Lihamba was born in Morogoro District, Tanzania in 1944. She earned her Ph.D. from the University of Leeds. Her 1985 doctoral dissertation focussed on “Politics and Theatre in Tanzania after the Arusha Declaration 1967–1984”. There, she describes how after the Arusha Declaration the Tanzanian verse drama ”ngonjera” evolved from a propaganda tool of the ruling party into a subversive and syncretic form.

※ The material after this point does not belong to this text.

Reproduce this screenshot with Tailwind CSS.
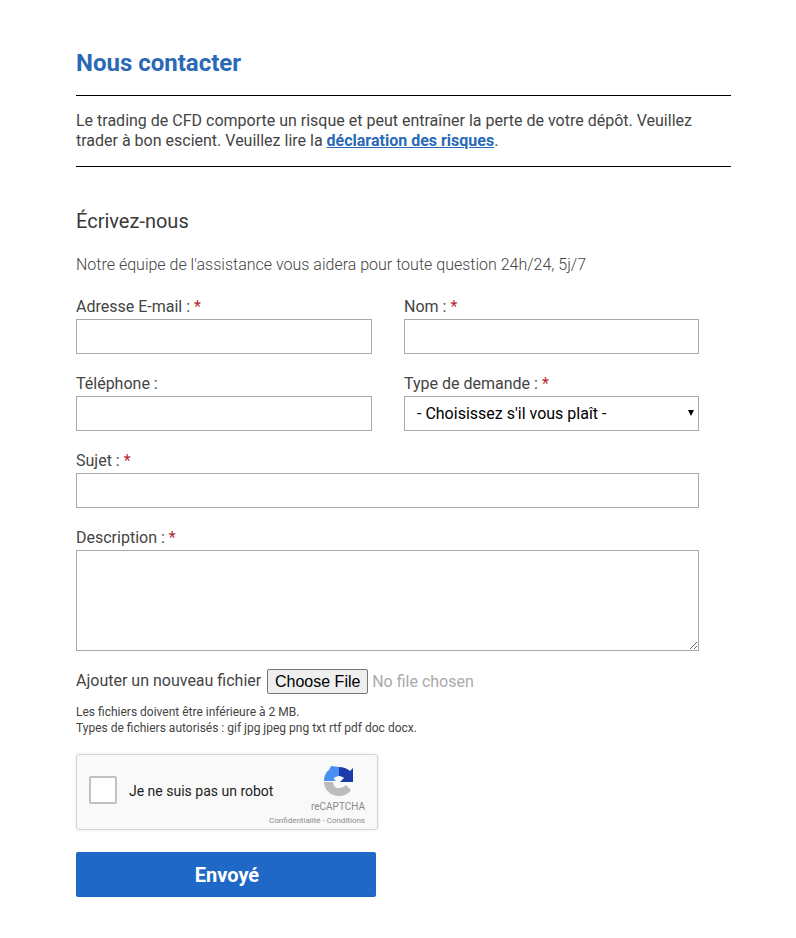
<!DOCTYPE html>
<html lang="fr">
<head>
    <meta charset="UTF-8">
    <meta name="viewport" content="width=device-width, initial-scale=1.0">
    <title>Nous contacter</title>
    <script src="https://cdn.jsdelivr.net/npm/@tailwindcss/browser@4"></script>
</head>
<body class="bg-white font-['Roboto',sans-serif] text-[#444]">
    <div class="w-[655px] ml-[76px] pt-[49px] pb-[41px]">
        <h1 class="text-[24px] leading-[29px] font-bold text-[#2a69b5]">Nous contacter</h1>

        <div class="mt-[17px] border-y border-black pt-[15px] pb-[15px] text-[16px] leading-[20px]">
            Le trading de CFD comporte un risque et peut entraîner la perte de votre dépôt. Veuillez trader à bon escient. Veuillez lire la <a href="#" class="font-bold text-[#2a69b5] underline">déclaration des risques</a>.
        </div>

        <h2 class="mt-[42px] text-[20px] leading-[24px] text-[#3a3a3a]">Écrivez-nous</h2>
        <p class="mt-[22px] text-[16px] leading-[20px] font-light text-[#444]">Notre équipe de l'assistance vous aidera pour toute question 24h/24, 5j/7</p>

        <form class="w-[623px] mt-[22px]">
            <div class="grid grid-cols-[296px_295px] gap-x-[32px] gap-y-[20px]">
                <div>
                    <label class="block text-[16px] leading-[20px] mb-[2px]">Adresse E-mail : <span class="text-[#b5282e]">*</span></label>
                    <input type="text" class="block w-full h-[35px] border border-[#aaa] bg-white">
                </div>
                <div>
                    <label class="block text-[16px] leading-[20px] mb-[2px]">Nom : <span class="text-[#b5282e]">*</span></label>
                    <input type="text" class="block w-full h-[35px] border border-[#aaa] bg-white">
                </div>
                <div>
                    <label class="block text-[16px] leading-[20px] mb-[2px]">Téléphone :</label>
                    <input type="text" class="block w-full h-[35px] border border-[#aaa] bg-white">
                </div>
                <div>
                    <label class="block text-[16px] leading-[20px] mb-[2px]">Type de demande : <span class="text-[#b5282e]">*</span></label>
                    <div class="relative">
                        <select class="block w-full h-[35px] border border-[#aaa] bg-white pl-[12px] text-[16px] text-black appearance-none">
                            <option>- Choisissez s'il vous plaît -</option>
                        </select>
                        <span class="absolute right-[5px] top-[14px] w-0 h-0 border-x-[3.5px] border-x-transparent border-t-[6px] border-t-black"></span>
                    </div>
                </div>
                <div class="col-span-2">
                    <label class="block text-[16px] leading-[20px] mb-[2px]">Sujet : <span class="text-[#b5282e]">*</span></label>
                    <input type="text" class="block w-full h-[35px] border border-[#aaa] bg-white">
                </div>
                <div class="col-span-2">
                    <label class="block text-[16px] leading-[20px] mb-[2px]">Description : <span class="text-[#b5282e]">*</span></label>
                    <textarea class="block w-full h-[101px] border border-[#aaa] bg-white"></textarea>
                </div>
            </div>

            <div class="flex items-center mt-[18px] h-[25px]">
                <label class="text-[16px] leading-[20px] mr-[6px] -mt-[2px]">Ajouter un nouveau fichier</label>
                <button type="button" class="h-[25px] w-[101px] border border-[#767676] rounded-[2px] bg-[#efefef] text-[16px] leading-[20px] text-black font-['Liberation_Sans',sans-serif]">Choose File</button>
                <span class="ml-[4px] text-[16px] leading-[20px] text-[#aaa]">No file chosen</span>
            </div>

            <p class="mt-[10px] text-[12px] leading-[16px] text-[#444]">Les fichiers doivent être inférieure à 2 MB.<br>Types de fichiers autorisés : gif jpg jpeg png txt rtf pdf doc docx.</p>

            <div class="relative mt-[18px] w-[302px] h-[76px] bg-[#f9f9f9] border border-[#d3d3d3] rounded-[3px] shadow-[0_0_4px_rgba(0,0,0,0.08)]">
                <div class="absolute left-[12px] top-[21px] w-[28px] h-[28px] bg-white border-2 border-[#c1c1c1] rounded-[2px]"></div>
                <span class="absolute left-[52px] top-[28px] text-[14px] leading-[17px] text-[#222]">Je ne suis pas un robot</span>
                <svg class="absolute left-[246px] top-[11px]" width="31" height="31" viewBox="0 0 31 31">
                    <path d="M1 16 H10 C10.5 20 12 22 16 22 C19 22 21 21 23 19 L28 24 C25 28 21 30 16 30 C8 30 1 24 1 16 Z" fill="#bcbcbc"/>
                    <path d="M1 15 C1 10 3 6 6 4 L8 0 L16 1 L16 10 C14 10 12 11 10.5 12.5 L13 15 Z" fill="#4a90f0"/>
                    <path d="M16 1 C20 1 24 2.5 27 5 L30 2 V16 H17 L21 12 C20 11 18 10 16 10 Z" fill="#1c3aa9"/>
                </svg>
                <span class="absolute right-[12px] top-[46px] text-[10px] leading-[12px] text-[#8a8a8a]">reCAPTCHA</span>
                <span class="absolute right-[12px] top-[61px] text-[8px] leading-[10px] text-[#8a8a8a]">Confidentialité - Conditions</span>
            </div>

            <button type="button" class="block mt-[22px] w-[300px] h-[45px] pl-[2px] bg-[#2068c6] rounded-[2px] text-white text-[20px] font-bold">Envoyé</button>
        </form>
    </div>
</body>
</html>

Apart from plays and children’s books, Lihamba also wrote ”Hawala ya fedha,” based on Senegalese film director Ousmane Sembène‘s ”The Money-Order”.
Léopold Sédar Senghor
Mr Senghor (1906-2001), was a poet, a writer, a Senegalese politician, and the first President of the Republic of Senegal (1960–1980). He was also the first African man elected to the Académie Française. He was a Minister in France before his country’s independence was proclaimed.
Senghor’s primarily symbolist poetry which would earn him the nickname “the Poet President,” was founded on the hope that a universal civilization could be founded, uniting all traditions beyond their differences.
He took the concept of “négritude” introduced by Aimé Césaire, to new depths, defining it as follows: “Négritude is the simple acknowledgment and acceptance of the fact of being black, of our destiny as Black people, of our History, and of our Culture.”
Camara Laye
Camara Laye (1928 – 1980) was a writer from Guinea. He was the author of The African Child (L’Enfant noir), a novel based loosely on his own childhood, and The Radiance of the King (Le Regard du roi). Both novels are among the earliest major works in Francophone African literature.
Camara Laye later worked for the government of newly independent Guinea, but went into voluntary exile over political issues.
He published his first novel in 1953, the autobiographical L’Enfant noir (The African Child, also published as The Dark Child). It follows his own journey from childhood in Kouroussa, his education in Conakry, and eventual departure for France.
The book won the Prix Charles Veillon in 1954. L’Enfant noir was followed the next year by Le Regard du roi (The Radiance of the King). The Radiance of the King was described by Kwame Anthony Appiah as “one of the greatest of the African novels of the colonial period.